I think that I can claim that the Government's security policy is on the whole regarded as being the right one and that the emergency powers contained in the Act are what is generally regarded as being necessary to carry it out. If we were to institute an independent review now, that would raise false expectations, on the part both of those who would like to see the powers disappear and of those who feared that they might be dismantled too quickly. That would increase tensions, and this is no moment for doing that. It is an idea that I would prefer to keep in reserve. However, the right hon. Member for Mansfield has put it, forward formally on behalf of the Opposition, and I promise him that I shall pay great attention to what he says and consider it carefully.
The hon. Member for Belfast, West (Mr. Fitt) raised the question of the two assessors. It was, of course, considered by Lord Gardiner in his review. He dismissed it on the ground that they would be subject to the same pressures as the jury. However, I note that the hon. Gentleman has mentioned it and I shall look at it again.

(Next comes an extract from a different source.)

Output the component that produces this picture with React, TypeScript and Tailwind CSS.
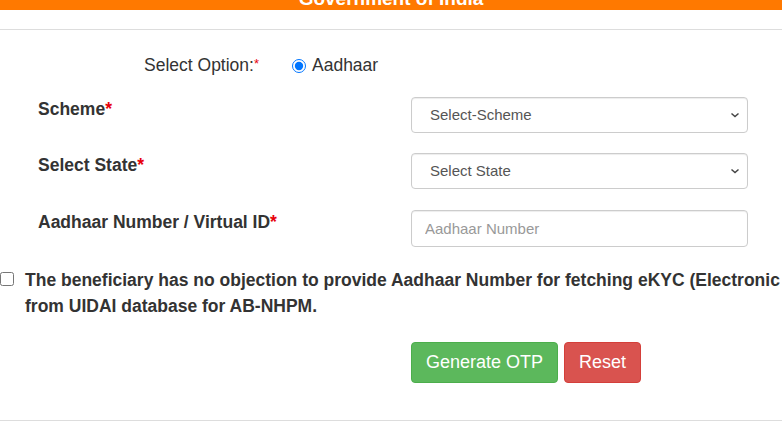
import { useState } from 'react';

function Chevron() {
	return (
		<svg
			width="12"
			height="12"
			viewBox="0 0 12 12"
			className="pointer-events-none absolute right-[7px] top-1/2 -translate-y-1/2"
		>
			<path d="M2.5 4.5 L6 7.5 L9.5 4.5" fill="none" stroke="#444" strokeWidth="1.5" />
		</svg>
	);
}

export default function App() {
	const [scheme, setScheme] = useState('');
	const [state, setState] = useState('');
	const [aadhaar, setAadhaar] = useState('');
	const [agree, setAgree] = useState(false);

	return (
		<div
			className="h-[431px] w-[782px] overflow-hidden bg-white text-[#333]"
			style={{ fontFamily: '"Liberation Sans", Arial, sans-serif' }}
		>
			{/* top banner, scrolled so only the bottom shows */}
			<div className="h-[10px] overflow-hidden bg-[#ff7900]">
				<div className="-mt-[11px] text-center text-[19px] font-bold leading-[20px] text-white">
					Government of India
				</div>
			</div>
			<div className="h-[20px] border-b border-[#dddddd]" />

			<form className="relative" onSubmit={(e) => e.preventDefault()}>
				{/* option row */}
				<div className="flex h-[67px] items-center pt-[4px]">
					<div className="w-[262px] pr-[3px] text-right text-[17.5px]">
						Select Option:<span className="relative -top-[3px] text-[13px] text-red-600">*</span>
					</div>
					<label className="ml-[30px] flex items-center gap-[6px] text-[17.5px]">
						<input
							type="radio"
							name="opt"
							defaultChecked
							className="m-0 h-[14px] w-[14px] accent-[#0075ff]"
						/>
						Aadhaar
					</label>
				</div>

				<div className="flex flex-col gap-[20px]">
					<div className="flex items-start">
						<div className="w-[411px] pl-[38px] pt-[1px] text-[17.5px] font-bold leading-[22px]">
							Scheme<span className="text-red-600">*</span>
						</div>
						<div className="relative w-[337px]">
							<select
								value={scheme}
								onChange={(e) => setScheme(e.target.value)}
								className="h-[36px] w-full appearance-none rounded-[4px] border border-[#cccccc] bg-white pl-[18px] text-[15px] text-[#555] shadow-[inset_0_1px_1px_rgba(0,0,0,0.075)]"
							>
								<option value="">Select-Scheme</option>
								<option value="pmjay">AB-PMJAY</option>
							</select>
							<Chevron />
						</div>
					</div>

					<div className="flex items-start">
						<div className="w-[411px] pl-[38px] pt-[1px] text-[17.5px] font-bold leading-[22px]">
							Select State<span className="text-red-600">*</span>
						</div>
						<div className="relative w-[337px]">
							<select
								value={state}
								onChange={(e) => setState(e.target.value)}
								className="h-[36px] w-full appearance-none rounded-[4px] border border-[#cccccc] bg-white pl-[18px] text-[15px] text-[#555] shadow-[inset_0_1px_1px_rgba(0,0,0,0.075)]"
							>
								<option value="">Select State</option>
								<option value="dl">Delhi</option>
							</select>
							<Chevron />
						</div>
					</div>

					<div className="mt-[1px] flex items-start">
						<div className="w-[411px] pl-[38px] pt-[1px] text-[17.5px] font-bold leading-[22px]">
							Aadhaar Number / Virtual ID<span className="text-red-600">*</span>
						</div>
						<input
							type="text"
							value={aadhaar}
							onChange={(e) => setAadhaar(e.target.value)}
							placeholder="Aadhaar Number"
							className="h-[37px] w-[337px] rounded-[4px] border border-[#cccccc] bg-white px-[13px] text-[15px] text-[#555] shadow-[inset_0_1px_1px_rgba(0,0,0,0.075)] placeholder:text-[#999]"
						/>
					</div>
				</div>

				{/* consent: the first line runs past the window edge */}
				<label className="mt-[20px] flex w-[900px] items-start">
					<input
						type="checkbox"
						checked={agree}
						onChange={(e) => setAgree(e.target.checked)}
						className="m-0 mt-[5px] h-[14px] w-[14px]"
					/>
					<span className="ml-[11px] text-[17.5px] font-bold leading-[26px]">
						<span className="block whitespace-nowrap">
							The beneficiary has no objection to provide Aadhaar Number for fetching eKYC (Electronic
						</span>
						<span className="block">from UIDAI database for AB-NHPM.</span>
					</span>
				</label>

				<div className="mt-[23px] flex gap-[6px] pl-[411px]">
					<button
						type="submit"
						className="h-[41px] rounded-[4px] border border-[#4cae4c] bg-[#5cb85c] px-[14px] text-[18px] text-white"
					>
						Generate OTP
					</button>
					<button
						type="reset"
						className="h-[41px] rounded-[4px] border border-[#d43f3a] bg-[#d9534f] px-[14px] text-[18px] text-white"
					>
						Reset
					</button>
				</div>
			</form>

			<div className="mt-[37px] border-b border-[#dddddd]" />
		</div>
	);
}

What matters tonight is that we should pass the order. I hope that the message will go out, as I believe it does from almost everybody who has spoken, first, that we all abhor violence, second, that we do not recognise a political motive for violence as being valid and, third, that we shall give every support that we can to the security forces, who are doing their utmost on our behalf to overcome the terrorism under which Northern Ireland has lived for too long. I hope that the House will support the order.